In speaking specifically about Christian faith and the hungry, the BFW president said, “I have never met a Christian of any theological stripe who didn't understand that Christians are called to feed the hungry and to work to make it possible for families to have enough income so that they can feed their own children.

“All sorts of Christian leaders will be joining in this interfaith convocation on hunger because whatever else we think about God, we know that true religion requires us to provide help and opportunity to hungry people,” he added.

Also speaking at the May 16 conference was H. Eric Schockman, who has served as President of the Jewish charity group MAZON since 2001.

Like Beckman, Schockman said the “convocation is really a historic signature event that has never been done before.”
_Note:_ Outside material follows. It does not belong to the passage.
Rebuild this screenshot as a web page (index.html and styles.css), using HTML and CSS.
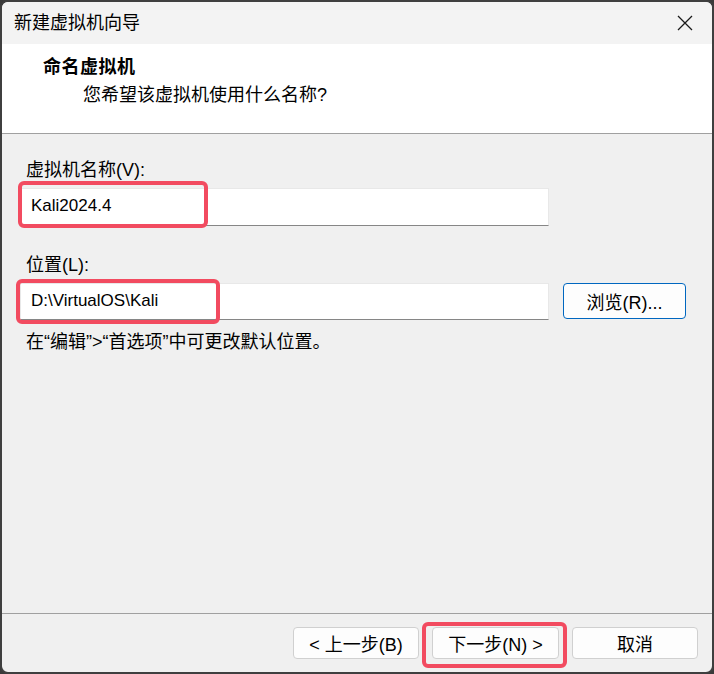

"And I think what we're asking in this convocation with the strength of the interfaith demonstrative event is for people standing shoulder to shoulder on this one issue, this one issue that we all agree on, that indeed we can end hunger in America as we know it," he added.

Imam Yahya Hendi, a Muslim Chaplain at Georgetown University, also noted the significance of the event during the press conference, stating that “On the very first Friday in June, every mosque around the country, every mosque around the country, every Imam around the country, will be praying for the poor and will be calling upon their Muslim members to reach out to the poor, take care of the needy, and give a portion of their income for that week for the poor and the needy.

“Also we’ll be calling upon our brothers and sisters in the Muslim community, almost eight million Muslims in America, to stand with a leadership like this and to reach out to the Jewish community and to the Christian community to work together to end poverty around the world,” he added.

According to BFW’s Beckmann, the interfaith convocation is part of a host of hunger events in Washington and across the country in early June. On the day after the convocation, about 1,000 people will go to Capitol Hill to lobby Congress about protecting and improving nutrition assistance programs. The group has also requested a meeting with the White House.